Feedback on the proposed Corporate Sustainability Due Diligence Directive (CSDDD) – August 2022
The Swiss Finance Council has co-signed a letter on proposed Corporate Sustainability Due Diligence Directive (CSDDD), highlighting our concerns related to the extraterritorial application of the CSDDD to financial institutions headquartered outside the EU and proposing a more proportionate approach that takes account of the specificities of the financial sector while maintaining a level playing field in the EU.
The proposed CSDDD will impact non-EU financial institutions active in the EU, requiring them to comply with the due diligence obligations at consolidated level throughout their global business operations and value chains. The proposal is therefore expected to cover business activities that do not have any connection with the EU, e.g. a loan from a non-EU bank to a non-EU business with activities exclusively outside the EU, which often represent the majority of the business activities of non-EU financial institutions.
International financial institutions operate in and are subject to multi-jurisdictional legal and regulatory environments and are already complying with environmental and human rights due diligence obligations in other jurisdictions. Requiring non-EU financial institutions operating globally to comply with the CSDDD requirements throughout the entire group, will not only represent a disproportionate burden for non-EU financial institutions active in the EU, but it will also raise enforcement challenges and has the potential to conflict with similar third country obligations. We believe that the CSDDD will be most effective where it works alongside and recognises existing legislation in other jurisdictions, without duplicating or conflicting with it.

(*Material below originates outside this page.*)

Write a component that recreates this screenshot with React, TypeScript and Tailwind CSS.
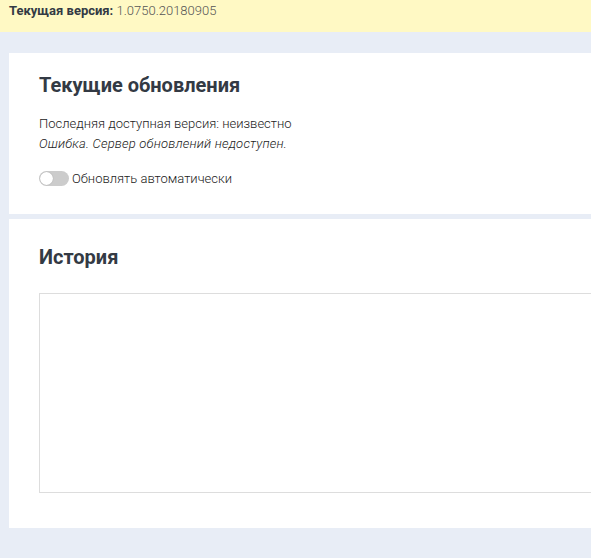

For this reason, we believe it is essential to guarantee a risk-based and proportionate approach that limits the unintended effects of the extraterritorial application of the CSDDD and that is in line with the established practices on the application of law to multinational financial institutions. In this regard, we propose to limit the CSDDD’s scope of application for third country financial institutions to EU entities at the highest level of EU consolidation and the business of EU branches.